En el número 17 de la Revista Conversaciones de Coaching aparece el artículo que reproduzco aquí:
“Solo se ve bien con el corazón, lo
esencial es invisible a los ojos”, le dice el zorro al Principito.
No vemos la
honradez con los ojos, pero la sentimos, no vemos la forma del amor ni sus
colores, pero lo experienciamos. No podemos hablar de eficiencia para hablar
del amor, ni cuando en los mundos complejos nos enfrentamos a desafíos en los
que debemos dedicar tiempo a pensar, a conversar, a descartar, a permitir que
los fenómenos decanten sus procesos y dejen que la calidad emerja a su ritmo.
Lo que sí requerimos es conocer la
naturaleza de la invisibilidad y de los requerimientos que hay detrás de una ineficiencia
que nos puede mostrar finalmente
la grandeza. La filosofía y el arte pueden ser
ineficientes, caminar despacio mirando los paisajes, las almenas de las
murallas o el horizonte del océano Atlántico puede ser ineficiente, sin embargo
el pensamiento se sublima en la filosofía, la belleza en el arte, el amor en un
largo paseo en el que la presencia captura la velocidad de los pasos o la
oportunidad de las palabras dichas.
Cuando hacemos acompañamiento en las
organizaciones, en los conflictos sociales o en el desempeño de los roles, la
práctica de cierta comprensión del coaching tiende a buscar la mejor forma de
coordinar acciones, de hacer que las cosas ocurran. La intención es buena, pero
supone que hay un entendimiento común de la acción, que existe un acuerdo sobre
la decisión de llevarla a cabo, que tenemos la disposición para hacernos cargo.
Demasiados supuestos que no siempre son reales.
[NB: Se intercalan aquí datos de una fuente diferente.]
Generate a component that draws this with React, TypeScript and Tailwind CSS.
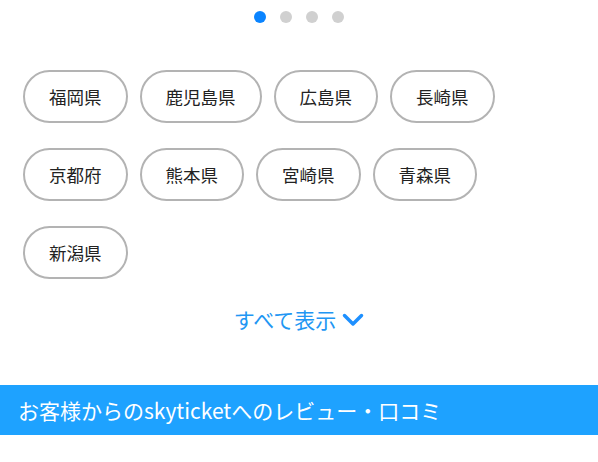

En esa brecha podemos poner las
artes de nuestro oficio, es cierto.
Entender la acción no suele ser el
problema, el alineamiento con su implementación es menos común, porque supone
intenciones y aún más allá, una interpretación del sistema en el que esa acción se
inserta; pero el problema de fondo en el coaching o el acompañamiento de las conversaciones
sociales es el de la legitimación de
quienes deben ponerse de acuerdo para que algo suceda, porque su aporte es
necesario, porque su empuje y conducción son requeridos o porque su oposición
debe ser disuelta o postergada.
Para lograrlo no podemos invocar a la
eficiencia. La legitimidad o su ausencia son invisibles, necesitamos sentarnos
alrededor de un fuego protector, mirarnos a los ojos, reconocer el aliento
común de lo humano, permitir que la diferencia no nos lleve a considerar
enemigo a quien es diferente. La eficiencia, entonces, no tiene que ver con
dedicarle más o menos tiempo, sino con hacer aquello sin lo cual los resultados
no se lograrán o se darán de forma inequitativa, desigual o con altos costos
para la dignidad y la excelencia.
Pueden pasar horas, días, meses, para
que la interlegitimación ocurra. Las conversaciones para posibles
conversaciones, así las llama la escuela de coaching que se denomina
ontológico, aunque nunca alcanzo a saber muy bien por qué; esas conversaciones,
digo, son esenciales para que los grandes desencuentros reduzcan su distancia.
El Papa Francisco ha mostrado en su
mandato (no creo que debamos seguir usando la palabra pontificado) una clara
propensión a lo que llama la Cultura del encuentro, que en el fondo constituye
su propuesta papal. “Hacia una cultura del encuentro” es el título de un libro publicado en el
2015 en Buenos Aires, cuyo editor es Mons. Víctor Manuel Fernández, Rector de
la Pontificia Universidad Católica Argentina. Y cito esto porque dia a
día me aparece la idea de que los coaches tenemos el desafío de trabajar para
esa cultura del encuentro, aunque algunos, como yo, veamos a las religiones
como matrices ideológicas que dificultan el encuentro, como en general lo
dificultan todas las ideologías y los fundamentalismos.
“Vete a ver las rosas;
comprenderás que la tuya es única en el mundo. Volverás a decirme adios y yo te
regalaré un secreto (…) Lo que hace más importante a tu rosa es el tiempo que
tú has perdido con ella” Eso le dice el zorro al Principito.
Todas las rosas tienen
una belleza magnífica, la nuestra es aquella que cuidamos, encontrémonos con
los otros jardineros de rosas para entender el profundo cuidado que hay en sus corazones,
su desazón, su soledad, tal vez así más que discutir por la rosa más bella, nos
encontraremos con nuestros anhelos similares.
Acompañar esos
encuentros como invisibles hilos mediadores puede ser poco eficiente a los ojos
de algunos príncipes, pero a mis años
quiero hacerlo, al cabo ya soy un zorro… viejo.